The issue may not be the Agent term itself but the the context in which it is used. The DCAT editors draft gives dcterms:creator a range of foaf:agent, whereas dcterms:creator is already defined with a rangeIncludes of dcterms:Agent. Ditto dcterms:publisher. The FOAF range on these appears to be redundant, but if there is a desire to specify the expected range, then using dcterms:Agent would make sense.

andrea-perego commented 3 years ago

I think the main point in recommending the use of FOAF since the first version of DCAT was that DCTERMS does not provide specific terms for describing agents.

To my knowledge, the use of FOAF in DCAT is not causing issues - maybe with one exception, i.e., that FOAF does not provide terms to specify relationships between agents of the type affiliation, sub-organisation, and similar. The cases I'm aware of address this gap by using the W3C Organization Ontology to complement FOAF. (BTW, I raised this point in https://github.com/w3c/dxwg/issues/765)
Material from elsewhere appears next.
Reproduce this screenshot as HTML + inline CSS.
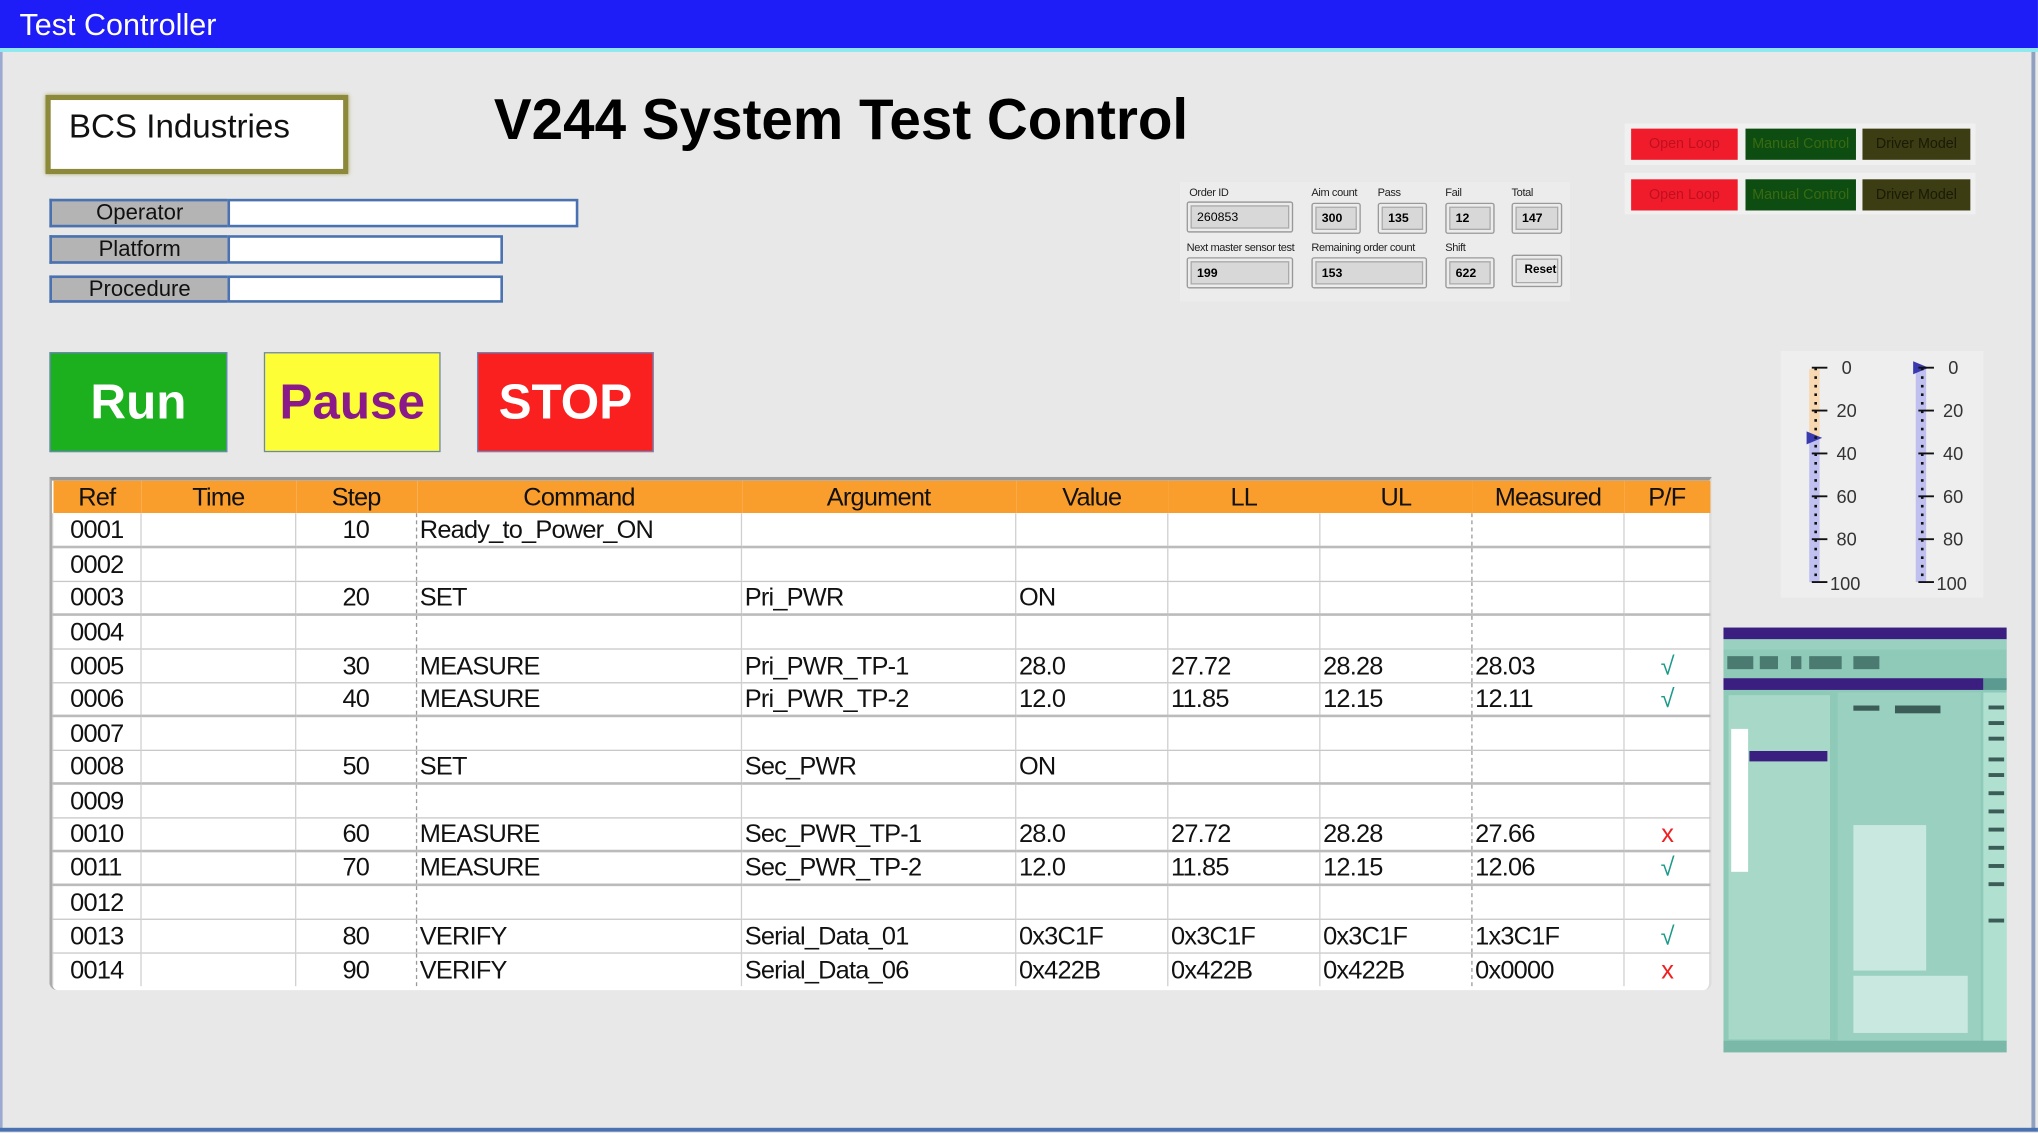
<!DOCTYPE html>
<html><head><meta charset="utf-8">
<style>
*{margin:0;padding:0;box-sizing:border-box}
html,body{width:2038px;height:1133px;overflow:hidden;background:#e8e8e8}
#w{position:absolute;left:0;top:0;width:1568px;height:872px;transform:scale(1.2997,1.2993);transform-origin:0 0;font-family:"Liberation Sans",Arial,sans-serif;background:#e8e8e8}
.a{position:absolute}
.nar{font-family:"Liberation Sans Narrow","Liberation Sans",sans-serif}
.lbl{background:#b4b4b4;border:2px solid #4a72b0;border-right:none;font-size:17px;text-align:center;line-height:18px;color:#111}
.inp{background:#fff;border:2px solid #4a72b0}
.btn{font-weight:bold;font-size:38px;text-align:center;line-height:76px;border:1px solid #6a86b8}
table{border-collapse:collapse;table-layout:fixed}
td{height:26px;font-size:19.5px;letter-spacing:-0.6px;line-height:24px;border-left:1px solid #d0d0d0;border-bottom:1px solid #c8c8c8;padding:0 2px;white-space:nowrap;overflow:hidden;color:#111;vertical-align:bottom}
tr.h td{background:#f99d2c;text-align:center;height:25px;border:none}
tr.t td{border-bottom:2px solid #bbb}
td.d{border-left:1px dashed #999}
.ok{color:#1a9a8a;text-align:center}
.x{color:#f02020;text-align:center}
.sm{font-size:8.5px;color:#222;letter-spacing:-.3px}
.f{background:#d8d8d8;border:1px solid #999;box-shadow:inset 0 0 0 2px #ececec,inset 0 0 0 3px #aaa;font-size:9.5px;font-weight:bold;padding:6px 0 0 7px;border-radius:2px}
.mb{height:24px;font-size:11px;text-align:center;line-height:24px}
</style></head><body><div id="w">
<div class="a" style="left:0;top:0;width:1568px;height:37px;background:#1e1cf7"></div>
<div class="a" style="left:0;top:37px;width:1568px;height:3px;background:#8ee8f0"></div>
<div class="a" style="left:15px;top:6px;color:#fff;font-size:23.5px">Test Controller</div>
<div class="a" style="left:0;top:40px;width:2px;height:830px;background:#9aaad0"></div>
<div class="a" style="left:1563px;top:40px;width:3px;height:830px;background:#90a0c0"></div>
<div class="a" style="left:0;top:868px;width:1568px;height:3px;background:#4a72b0"></div>

<div class="a" style="left:35px;top:73px;width:233px;height:61px;background:#fff;border:4px solid #8c8a3a;box-shadow:0 0 3px #aaa860"></div>
<div class="a" style="left:53px;top:84px;font-size:25.5px;color:#111">BCS Industries</div>
<div class="a" style="left:380px;top:68px;font-size:44px;font-weight:bold;color:#000;transform:scaleX(0.99);transform-origin:0 0;white-space:nowrap">V244 System Test Control</div>

<div class="a lbl" style="left:38px;top:153px;width:137px;height:22px">Operator</div>
<div class="a inp" style="left:175px;top:153px;width:270px;height:22px"></div>
<div class="a lbl" style="left:38px;top:181px;width:137px;height:22px">Platform</div>
<div class="a inp" style="left:175px;top:181px;width:212px;height:22px"></div>
<div class="a lbl" style="left:38px;top:212px;width:137px;height:21px">Procedure</div>
<div class="a inp" style="left:175px;top:212px;width:212px;height:21px"></div>

<div class="a btn" style="left:38px;top:271px;width:137px;height:77px;background:#1cb01f;color:#fff">Run</div>
<div class="a btn" style="left:203px;top:271px;width:136px;height:77px;background:#fefe36;color:#8a1a8a">Pause</div>
<div class="a btn" style="left:367px;top:271px;width:136px;height:77px;background:#fa2020;color:#fff">STOP</div>

<div class="a" style="left:38px;top:367px;width:1279px;height:395px;background:#fff;border-top:3px solid #999;border-left:2px solid #aaa;border-right:2px solid #ddd;border-radius:0 0 6px 6px"></div>
<table class="a nar" style="left:40px;top:370px;width:1275px">
<colgroup><col style="width:68px"><col style="width:119px"><col style="width:93px"><col style="width:250px"><col style="width:211px"><col style="width:117px"><col style="width:117px"><col style="width:117px"><col style="width:117px"><col style="width:66px"></colgroup>
<tr class="h"><td>Ref</td><td>Time</td><td>Step</td><td>Command</td><td>Argument</td><td>Value</td><td>LL</td><td>UL</td><td>Measured</td><td>P/F</td></tr>
<tr class="t"><td style="padding-left:13px">0001</td><td></td><td style="text-align:right;padding-right:36px">10</td><td class="d">Ready_to_Power_ON</td><td></td><td></td><td></td><td></td><td class="d"></td><td></td></tr>
<tr><td style="padding-left:13px">0002</td><td></td><td></td><td class="d"></td><td></td><td></td><td></td><td></td><td class="d"></td><td></td></tr>
<tr class="t"><td style="padding-left:13px">0003</td><td></td><td style="text-align:right;padding-right:36px">20</td><td class="d">SET</td><td>Pri_PWR</td><td>ON</td><td></td><td></td><td class="d"></td><td></td></tr>
<tr><td style="padding-left:13px">0004</td><td></td><td></td><td class="d"></td><td></td><td></td><td></td><td></td><td class="d"></td><td></td></tr>
<tr><td style="padding-left:13px">0005</td><td></td><td style="text-align:right;padding-right:36px">30</td><td class="d">MEASURE</td><td>Pri_PWR_TP-1</td><td>28.0</td><td>27.72</td><td>28.28</td><td class="d">28.03</td><td class="ok">√</td></tr>
<tr class="t"><td style="padding-left:13px">0006</td><td></td><td style="text-align:right;padding-right:36px">40</td><td class="d">MEASURE</td><td>Pri_PWR_TP-2</td><td>12.0</td><td>11.85</td><td>12.15</td><td class="d">12.11</td><td class="ok">√</td></tr>
<tr><td style="padding-left:13px">0007</td><td></td><td></td><td class="d"></td><td></td><td></td><td></td><td></td><td class="d"></td><td></td></tr>
<tr class="t"><td style="padding-left:13px">0008</td><td></td><td style="text-align:right;padding-right:36px">50</td><td class="d">SET</td><td>Sec_PWR</td><td>ON</td><td></td><td></td><td class="d"></td><td></td></tr>
<tr><td style="padding-left:13px">0009</td><td></td><td></td><td class="d"></td><td></td><td></td><td></td><td></td><td class="d"></td><td></td></tr>
<tr class="t"><td style="padding-left:13px">0010</td><td></td><td style="text-align:right;padding-right:36px">60</td><td class="d">MEASURE</td><td>Sec_PWR_TP-1</td><td>28.0</td><td>27.72</td><td>28.28</td><td class="d">27.66</td><td class="x">x</td></tr>
<tr class="t"><td style="padding-left:13px">0011</td><td></td><td style="text-align:right;padding-right:36px">70</td><td class="d">MEASURE</td><td>Sec_PWR_TP-2</td><td>12.0</td><td>11.85</td><td>12.15</td><td class="d">12.06</td><td class="ok">√</td></tr>
<tr><td style="padding-left:13px">0012</td><td></td><td></td><td class="d"></td><td></td><td></td><td></td><td></td><td class="d"></td><td></td></tr>
<tr><td style="padding-left:13px">0013</td><td></td><td style="text-align:right;padding-right:36px">80</td><td class="d">VERIFY</td><td>Serial_Data_01</td><td>0x3C1F</td><td>0x3C1F</td><td>0x3C1F</td><td class="d">1x3C1F</td><td class="ok">√</td></tr>
<tr><td style="padding-left:13px;border-bottom:none">0014</td><td style="border-bottom:none"></td><td style="text-align:right;padding-right:36px;border-bottom:none">90</td><td class="d" style="border-bottom:none">VERIFY</td><td style="border-bottom:none">Serial_Data_06</td><td style="border-bottom:none">0x422B</td><td style="border-bottom:none">0x422B</td><td style="border-bottom:none">0x422B</td><td class="d" style="border-bottom:none">0x0000</td><td class="x" style="border-bottom:none">x</td></tr>
</table>

<div class="a" style="left:908px;top:140px;width:300px;height:92px;background:#ececec"></div>
<div class="a sm" style="left:915px;top:143px">Order ID</div>
<div class="a sm" style="left:1009px;top:143px">Aim count</div>
<div class="a sm" style="left:1060px;top:143px">Pass</div>
<div class="a sm" style="left:1112px;top:143px">Fail</div>
<div class="a sm" style="left:1163px;top:143px">Total</div>
<div class="a f" style="left:913px;top:155px;width:82px;height:24px;font-weight:normal">260853</div>
<div class="a f" style="left:1009px;top:156px;width:38px;height:24px">300</div>
<div class="a f" style="left:1060px;top:156px;width:38px;height:24px">135</div>
<div class="a f" style="left:1112px;top:156px;width:38px;height:24px">12</div>
<div class="a f" style="left:1163px;top:156px;width:39px;height:24px">147</div>
<div class="a sm" style="left:913px;top:185px">Next master sensor test</div>
<div class="a sm" style="left:1009px;top:185px">Remaining order count</div>
<div class="a sm" style="left:1112px;top:185px">Shift</div>
<div class="a f" style="left:913px;top:198px;width:82px;height:24px">199</div>
<div class="a f" style="left:1009px;top:198px;width:89px;height:24px">153</div>
<div class="a f" style="left:1112px;top:198px;width:38px;height:24px">622</div>
<div class="a f" style="left:1163px;top:196px;width:39px;height:25px;background:#e4e4e4;padding:5px 0 0 9px;font-size:9px">Reset</div>

<div class="a" style="left:1250px;top:95px;width:270px;height:32px;background:#f0f0f0"></div>
<div class="a" style="left:1250px;top:133px;width:270px;height:32px;background:#f0f0f0"></div>
<div class="a mb" style="left:1255px;top:99px;width:82px;background:#f01c2c;color:#c01020">Open Loop</div>
<div class="a mb" style="left:1343px;top:99px;width:85px;background:#0e4d12;color:#3a6a10">Manual Control</div>
<div class="a mb" style="left:1433px;top:99px;width:83px;background:#3c3d12;color:#1a1a08">Driver Model</div>
<div class="a mb" style="left:1255px;top:138px;width:82px;background:#f01c2c;color:#c01020">Open Loop</div>
<div class="a mb" style="left:1343px;top:138px;width:85px;background:#0e4d12;color:#3a6a10">Manual Control</div>
<div class="a mb" style="left:1433px;top:138px;width:83px;background:#3c3d12;color:#1a1a08">Driver Model</div>

<svg class="a" style="left:1370px;top:270px" width="156" height="190" viewBox="0 0 156 190">
<rect width="156" height="190" fill="#eeeeee"/>
<rect x="22" y="14" width="8" height="52" fill="#f8d8b0"/>
<rect x="22" y="66" width="8" height="112" fill="#c0c0f0"/>
<rect x="104" y="13" width="8" height="165" fill="#c0c0f0"/>
<polygon points="20,62 32,67 20,72" fill="#3a3ab0"/>
<polygon points="102,8 114,13 102,18" fill="#3a3ab0"/>
<g stroke="#111" stroke-width="1.5">
<path d="M24 13h12M24 46h12M24 79h12M24 112h12M24 145h12M24 178h12"/>
<path d="M106 13h12M106 46h12M106 79h12M106 112h12M106 145h12M106 178h12"/>
</g>
<g stroke="#111" stroke-width="2" stroke-dasharray="2,4.6">
<path d="M27 13v165M109 13v165"/>
</g>
<g font-family="Liberation Sans,sans-serif" font-size="14" fill="#333">
<text x="47" y="18">0</text><text x="43" y="51">20</text><text x="43" y="84">40</text><text x="43" y="117">60</text><text x="43" y="150">80</text><text x="38" y="184">100</text>
<text x="129" y="18">0</text><text x="125" y="51">20</text><text x="125" y="84">40</text><text x="125" y="117">60</text><text x="125" y="150">80</text><text x="120" y="184">100</text>
</g>
</svg>

<svg class="a" style="left:1326px;top:483px" width="218" height="327" viewBox="0 0 218 327">
<rect width="218" height="327" fill="#8fcab8"/>
<rect width="218" height="9" fill="#3a1e80"/>
<rect x="0" y="9" width="218" height="8" fill="#9ad0c0"/>
<rect x="0" y="17" width="218" height="22" fill="#8fcab8"/>
<g fill="#4a7a70"><rect x="3" y="22" width="20" height="10"/><rect x="28" y="22" width="14" height="10"/><rect x="52" y="22" width="8" height="10"/><rect x="66" y="22" width="25" height="10"/><rect x="100" y="22" width="20" height="10"/></g>
<rect x="0" y="39" width="200" height="9" fill="#3a1e80"/>
<rect x="200" y="39" width="18" height="9" fill="#5a9a90"/>
<rect x="4" y="52" width="78" height="265" fill="#a8d8c8"/>
<rect x="6" y="78" width="13" height="110" fill="#ffffff"/>
<rect x="20" y="95" width="60" height="8" fill="#3a1e80"/>
<rect x="88" y="50" width="110" height="268" fill="#9ad0c0"/>
<rect x="100" y="152" width="56" height="112" fill="#c8e8e0"/>
<rect x="100" y="268" width="88" height="44" fill="#c8e8e0"/>
<rect x="200" y="50" width="18" height="268" fill="#b0e0d0"/>
<g fill="#3c5c58"><rect x="100" y="60" width="20" height="4"/><rect x="132" y="60" width="35" height="6"/><rect x="204" y="60" width="12" height="3"/><rect x="204" y="72" width="12" height="3"/><rect x="204" y="84" width="12" height="3"/><rect x="204" y="100" width="12" height="3"/><rect x="204" y="112" width="12" height="3"/><rect x="204" y="126" width="12" height="3"/><rect x="204" y="140" width="12" height="3"/><rect x="204" y="154" width="12" height="3"/><rect x="204" y="168" width="12" height="3"/><rect x="204" y="182" width="12" height="3"/><rect x="204" y="196" width="12" height="3"/><rect x="204" y="224" width="12" height="3"/></g>
<rect x="0" y="318" width="218" height="9" fill="#7ab8a8"/>
</svg>
</div></body></html>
Said that, I don't see any specific issues in changing the range restriction for dcterms:creator, dcterms:publisher, etc. and align with DCTERMS, provided that we keep the recommendation of using FOAF in the usage notes of these properties - which now read:

Resources of type foaf:Agent are recommended as values for this property.

andrea-perego commented 2 years ago

As there has been no further discussion in the thread, I propose we close this issue.